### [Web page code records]
★ ★ ★ ★
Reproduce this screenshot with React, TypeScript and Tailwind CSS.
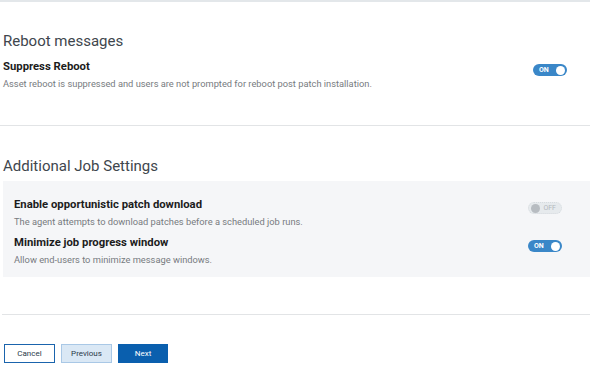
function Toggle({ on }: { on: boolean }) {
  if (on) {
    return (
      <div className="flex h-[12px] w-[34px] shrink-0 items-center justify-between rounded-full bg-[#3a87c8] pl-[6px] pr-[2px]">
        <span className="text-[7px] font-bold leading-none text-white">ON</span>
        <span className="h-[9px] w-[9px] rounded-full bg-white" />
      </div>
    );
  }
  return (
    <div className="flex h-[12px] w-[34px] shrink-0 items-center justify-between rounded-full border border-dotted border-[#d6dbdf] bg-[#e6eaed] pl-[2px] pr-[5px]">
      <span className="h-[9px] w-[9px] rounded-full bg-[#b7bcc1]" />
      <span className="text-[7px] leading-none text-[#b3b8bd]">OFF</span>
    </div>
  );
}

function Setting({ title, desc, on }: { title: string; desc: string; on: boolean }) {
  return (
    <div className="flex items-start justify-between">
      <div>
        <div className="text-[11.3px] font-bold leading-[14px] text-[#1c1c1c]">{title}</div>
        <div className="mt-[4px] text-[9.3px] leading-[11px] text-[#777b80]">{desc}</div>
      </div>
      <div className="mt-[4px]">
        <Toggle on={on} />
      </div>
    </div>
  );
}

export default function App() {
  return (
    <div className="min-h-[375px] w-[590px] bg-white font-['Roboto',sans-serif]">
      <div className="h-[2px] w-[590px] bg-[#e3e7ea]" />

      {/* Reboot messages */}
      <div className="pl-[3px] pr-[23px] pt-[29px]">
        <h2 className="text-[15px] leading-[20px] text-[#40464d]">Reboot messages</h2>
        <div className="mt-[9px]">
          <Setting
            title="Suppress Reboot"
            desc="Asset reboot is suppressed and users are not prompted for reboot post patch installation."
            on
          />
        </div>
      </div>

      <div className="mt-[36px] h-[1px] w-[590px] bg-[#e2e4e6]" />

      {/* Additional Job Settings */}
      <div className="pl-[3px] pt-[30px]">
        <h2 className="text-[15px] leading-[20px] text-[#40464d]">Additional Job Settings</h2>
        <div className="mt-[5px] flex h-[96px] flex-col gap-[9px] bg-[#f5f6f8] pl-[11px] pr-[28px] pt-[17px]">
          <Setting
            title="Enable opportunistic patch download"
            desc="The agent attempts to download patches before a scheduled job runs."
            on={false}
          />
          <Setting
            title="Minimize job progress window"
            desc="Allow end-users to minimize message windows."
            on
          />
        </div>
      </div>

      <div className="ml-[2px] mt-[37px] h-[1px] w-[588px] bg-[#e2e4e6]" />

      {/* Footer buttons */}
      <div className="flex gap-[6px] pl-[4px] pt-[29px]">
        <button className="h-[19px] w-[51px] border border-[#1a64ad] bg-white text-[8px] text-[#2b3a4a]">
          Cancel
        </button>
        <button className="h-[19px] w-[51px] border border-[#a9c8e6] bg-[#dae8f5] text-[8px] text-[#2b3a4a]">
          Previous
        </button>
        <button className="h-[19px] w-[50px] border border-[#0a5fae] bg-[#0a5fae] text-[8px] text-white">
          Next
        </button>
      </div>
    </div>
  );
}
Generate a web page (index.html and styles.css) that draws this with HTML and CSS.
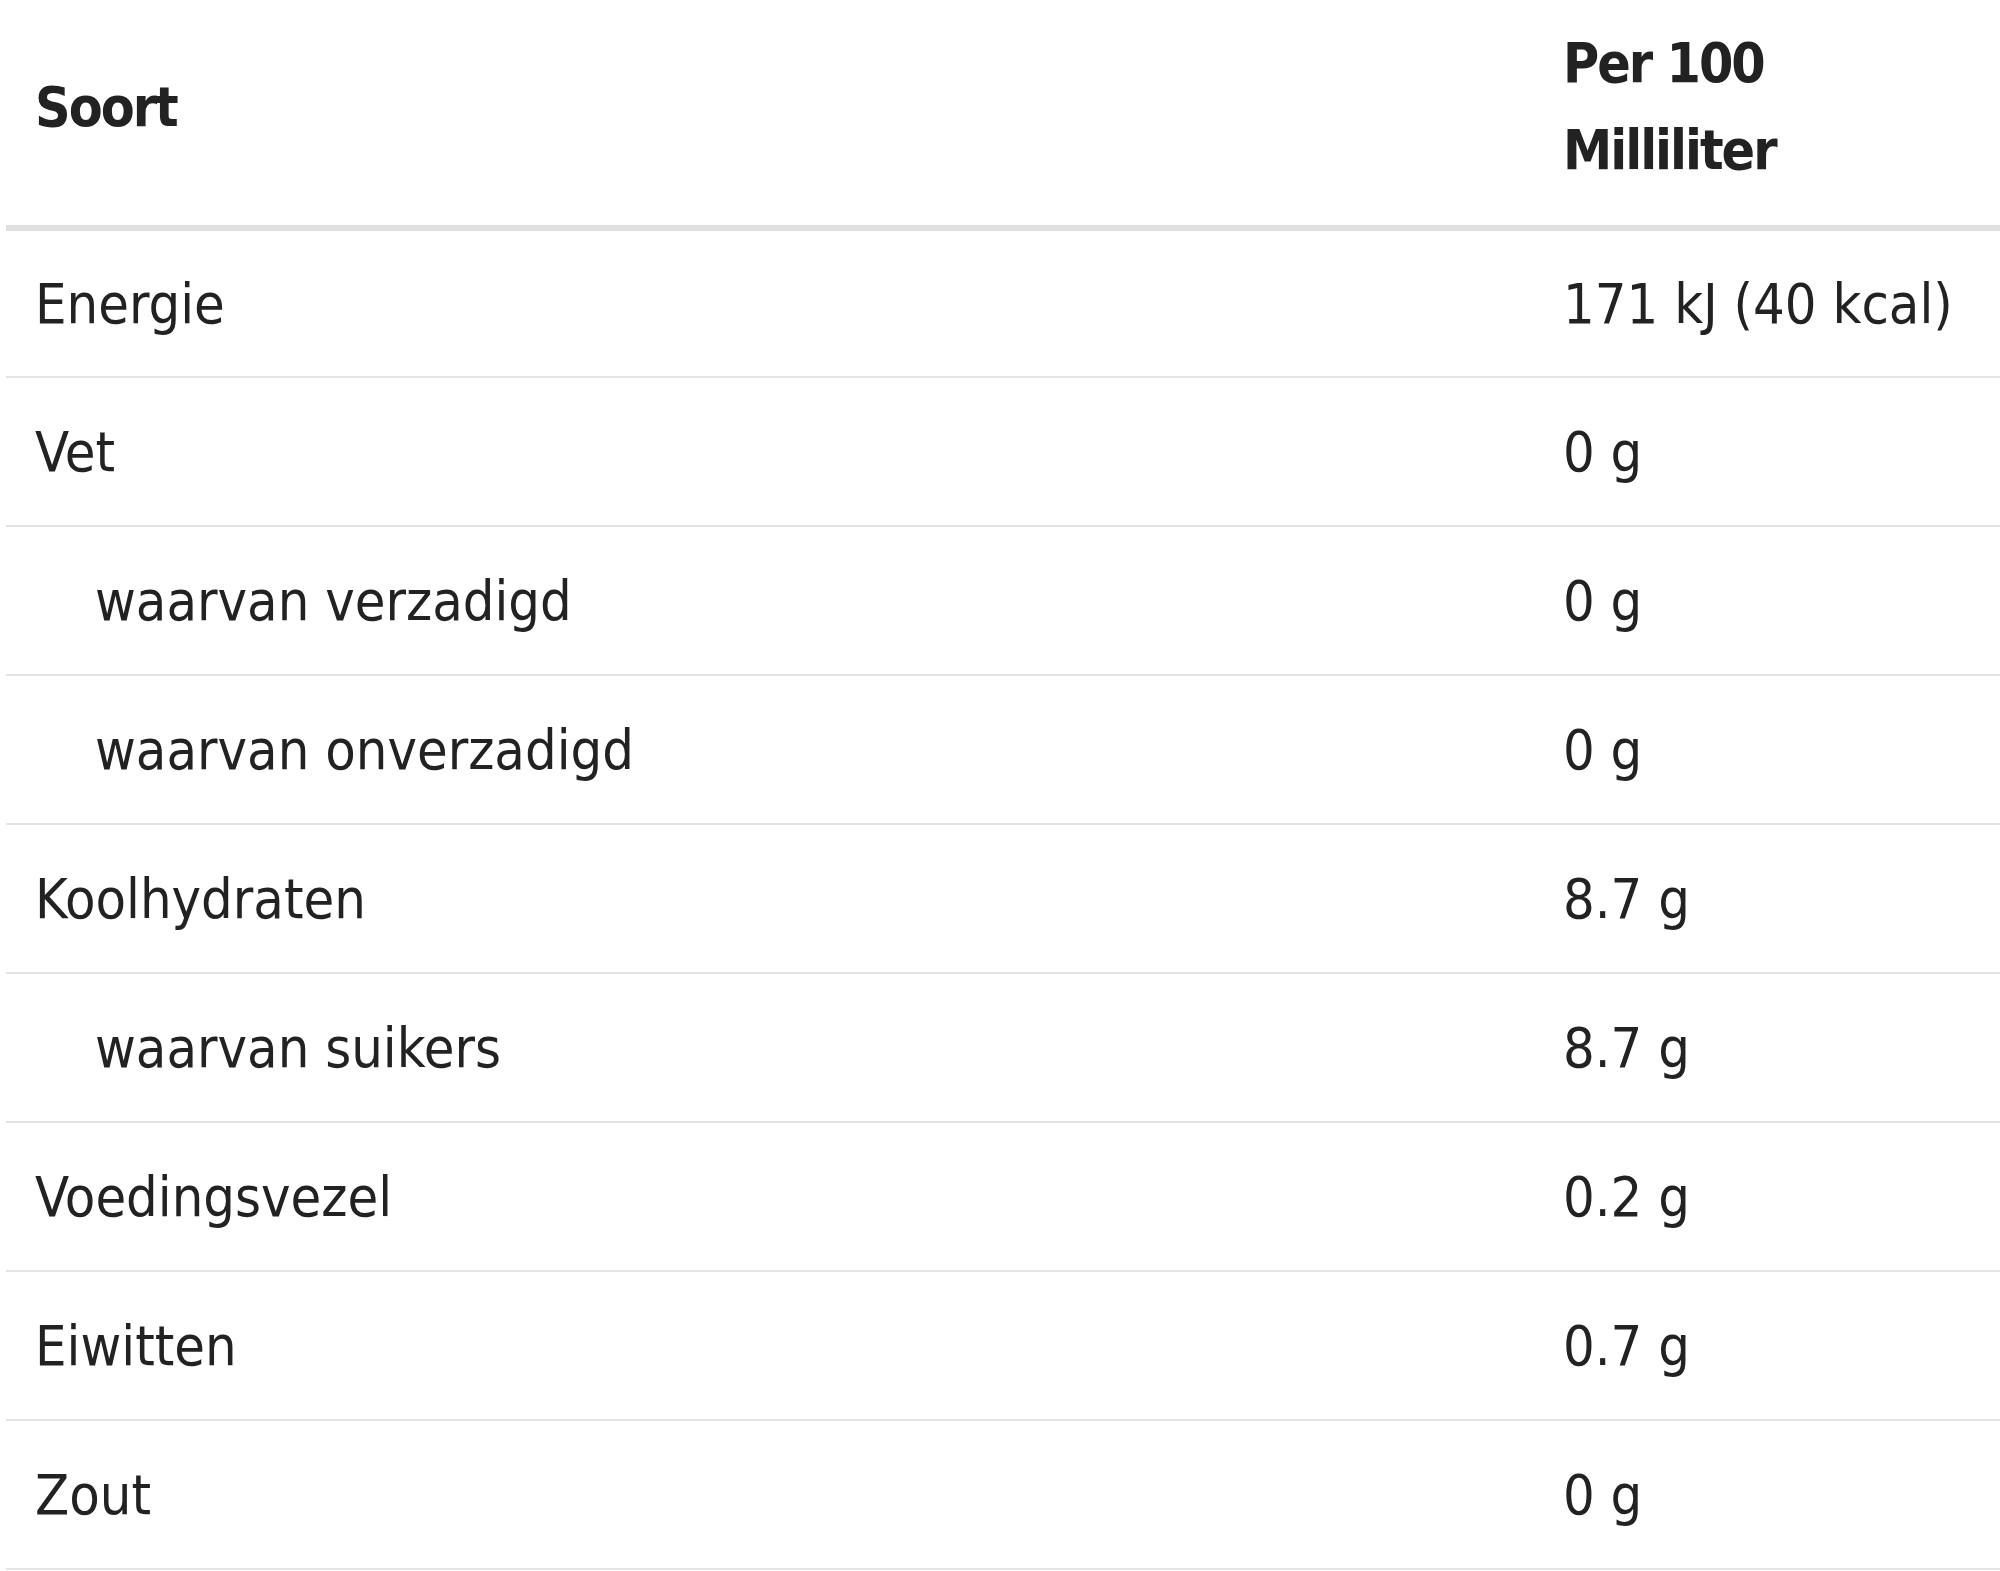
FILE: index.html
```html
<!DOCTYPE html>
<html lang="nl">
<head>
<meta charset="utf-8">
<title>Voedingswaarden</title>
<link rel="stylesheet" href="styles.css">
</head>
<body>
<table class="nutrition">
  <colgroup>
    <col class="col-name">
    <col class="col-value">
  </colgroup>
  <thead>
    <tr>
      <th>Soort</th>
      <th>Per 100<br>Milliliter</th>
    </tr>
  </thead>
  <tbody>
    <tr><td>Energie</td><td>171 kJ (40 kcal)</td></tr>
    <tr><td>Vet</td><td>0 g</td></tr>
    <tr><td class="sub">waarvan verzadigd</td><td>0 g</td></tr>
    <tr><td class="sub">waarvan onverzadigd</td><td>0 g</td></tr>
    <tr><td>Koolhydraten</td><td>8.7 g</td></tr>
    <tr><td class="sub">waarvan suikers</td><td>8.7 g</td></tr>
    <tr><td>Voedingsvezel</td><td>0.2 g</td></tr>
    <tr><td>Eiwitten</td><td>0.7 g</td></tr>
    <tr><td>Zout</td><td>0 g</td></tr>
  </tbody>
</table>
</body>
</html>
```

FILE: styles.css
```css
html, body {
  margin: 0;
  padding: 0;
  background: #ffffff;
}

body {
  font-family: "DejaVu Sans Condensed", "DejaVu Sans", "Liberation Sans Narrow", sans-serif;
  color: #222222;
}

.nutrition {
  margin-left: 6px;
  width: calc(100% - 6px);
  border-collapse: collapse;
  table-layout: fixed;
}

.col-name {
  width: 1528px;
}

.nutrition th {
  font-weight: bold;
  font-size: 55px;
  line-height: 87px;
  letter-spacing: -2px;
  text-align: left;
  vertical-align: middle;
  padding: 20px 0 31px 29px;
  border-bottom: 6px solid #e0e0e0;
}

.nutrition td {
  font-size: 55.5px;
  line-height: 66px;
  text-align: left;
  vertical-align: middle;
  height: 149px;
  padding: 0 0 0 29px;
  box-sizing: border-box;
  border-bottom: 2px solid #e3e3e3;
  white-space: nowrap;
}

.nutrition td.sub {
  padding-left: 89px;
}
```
★ ★ ★ ★
### [INSTRUCTION]
Without the pictures, reproduce every line of the records above exactly.

### [TASK RESULT]
Reproduce this screenshot with React, TypeScript and Tailwind CSS.
function Toggle({ on }: { on: boolean }) {
  if (on) {
    return (
      <div className="flex h-[12px] w-[34px] shrink-0 items-center justify-between rounded-full bg-[#3a87c8] pl-[6px] pr-[2px]">
        <span className="text-[7px] font-bold leading-none text-white">ON</span>
        <span className="h-[9px] w-[9px] rounded-full bg-white" />
      </div>
    );
  }
  return (
    <div className="flex h-[12px] w-[34px] shrink-0 items-center justify-between rounded-full border border-dotted border-[#d6dbdf] bg-[#e6eaed] pl-[2px] pr-[5px]">
      <span className="h-[9px] w-[9px] rounded-full bg-[#b7bcc1]" />
      <span className="text-[7px] leading-none text-[#b3b8bd]">OFF</span>
    </div>
  );
}

function Setting({ title, desc, on }: { title: string; desc: string; on: boolean }) {
  return (
    <div className="flex items-start justify-between">
      <div>
        <div className="text-[11.3px] font-bold leading-[14px] text-[#1c1c1c]">{title}</div>
        <div className="mt-[4px] text-[9.3px] leading-[11px] text-[#777b80]">{desc}</div>
      </div>
      <div className="mt-[4px]">
        <Toggle on={on} />
      </div>
    </div>
  );
}

export default function App() {
  return (
    <div className="min-h-[375px] w-[590px] bg-white font-['Roboto',sans-serif]">
      <div className="h-[2px] w-[590px] bg-[#e3e7ea]" />

      {/* Reboot messages */}
      <div className="pl-[3px] pr-[23px] pt-[29px]">
        <h2 className="text-[15px] leading-[20px] text-[#40464d]">Reboot messages</h2>
        <div className="mt-[9px]">
          <Setting
            title="Suppress Reboot"
            desc="Asset reboot is suppressed and users are not prompted for reboot post patch installation."
            on
          />
        </div>
      </div>

      <div className="mt-[36px] h-[1px] w-[590px] bg-[#e2e4e6]" />

      {/* Additional Job Settings */}
      <div className="pl-[3px] pt-[30px]">
        <h2 className="text-[15px] leading-[20px] text-[#40464d]">Additional Job Settings</h2>
        <div className="mt-[5px] flex h-[96px] flex-col gap-[9px] bg-[#f5f6f8] pl-[11px] pr-[28px] pt-[17px]">
          <Setting
            title="Enable opportunistic patch download"
            desc="The agent attempts to download patches before a scheduled job runs."
            on={false}
          />
          <Setting
            title="Minimize job progress window"
            desc="Allow end-users to minimize message windows."
            on
          />
        </div>
      </div>

      <div className="ml-[2px] mt-[37px] h-[1px] w-[588px] bg-[#e2e4e6]" />

      {/* Footer buttons */}
      <div className="flex gap-[6px] pl-[4px] pt-[29px]">
        <button className="h-[19px] w-[51px] border border-[#1a64ad] bg-white text-[8px] text-[#2b3a4a]">
          Cancel
        </button>
        <button className="h-[19px] w-[51px] border border-[#a9c8e6] bg-[#dae8f5] text-[8px] text-[#2b3a4a]">
          Previous
        </button>
        <button className="h-[19px] w-[50px] border border-[#0a5fae] bg-[#0a5fae] text-[8px] text-white">
          Next
        </button>
      </div>
    </div>
  );
}
Generate a web page (index.html and styles.css) that draws this with HTML and CSS.
FILE: index.html
```html
<!DOCTYPE html>
<html lang="nl">
<head>
<meta charset="utf-8">
<title>Voedingswaarden</title>
<link rel="stylesheet" href="styles.css">
</head>
<body>
<table class="nutrition">
  <colgroup>
    <col class="col-name">
    <col class="col-value">
  </colgroup>
  <thead>
    <tr>
      <th>Soort</th>
      <th>Per 100<br>Milliliter</th>
    </tr>
  </thead>
  <tbody>
    <tr><td>Energie</td><td>171 kJ (40 kcal)</td></tr>
    <tr><td>Vet</td><td>0 g</td></tr>
    <tr><td class="sub">waarvan verzadigd</td><td>0 g</td></tr>
    <tr><td class="sub">waarvan onverzadigd</td><td>0 g</td></tr>
    <tr><td>Koolhydraten</td><td>8.7 g</td></tr>
    <tr><td class="sub">waarvan suikers</td><td>8.7 g</td></tr>
    <tr><td>Voedingsvezel</td><td>0.2 g</td></tr>
    <tr><td>Eiwitten</td><td>0.7 g</td></tr>
    <tr><td>Zout</td><td>0 g</td></tr>
  </tbody>
</table>
</body>
</html>
```

FILE: styles.css
```css
html, body {
  margin: 0;
  padding: 0;
  background: #ffffff;
}

body {
  font-family: "DejaVu Sans Condensed", "DejaVu Sans", "Liberation Sans Narrow", sans-serif;
  color: #222222;
}

.nutrition {
  margin-left: 6px;
  width: calc(100% - 6px);
  border-collapse: collapse;
  table-layout: fixed;
}

.col-name {
  width: 1528px;
}

.nutrition th {
  font-weight: bold;
  font-size: 55px;
  line-height: 87px;
  letter-spacing: -2px;
  text-align: left;
  vertical-align: middle;
  padding: 20px 0 31px 29px;
  border-bottom: 6px solid #e0e0e0;
}

.nutrition td {
  font-size: 55.5px;
  line-height: 66px;
  text-align: left;
  vertical-align: middle;
  height: 149px;
  padding: 0 0 0 29px;
  box-sizing: border-box;
  border-bottom: 2px solid #e3e3e3;
  white-space: nowrap;
}

.nutrition td.sub {
  padding-left: 89px;
}
```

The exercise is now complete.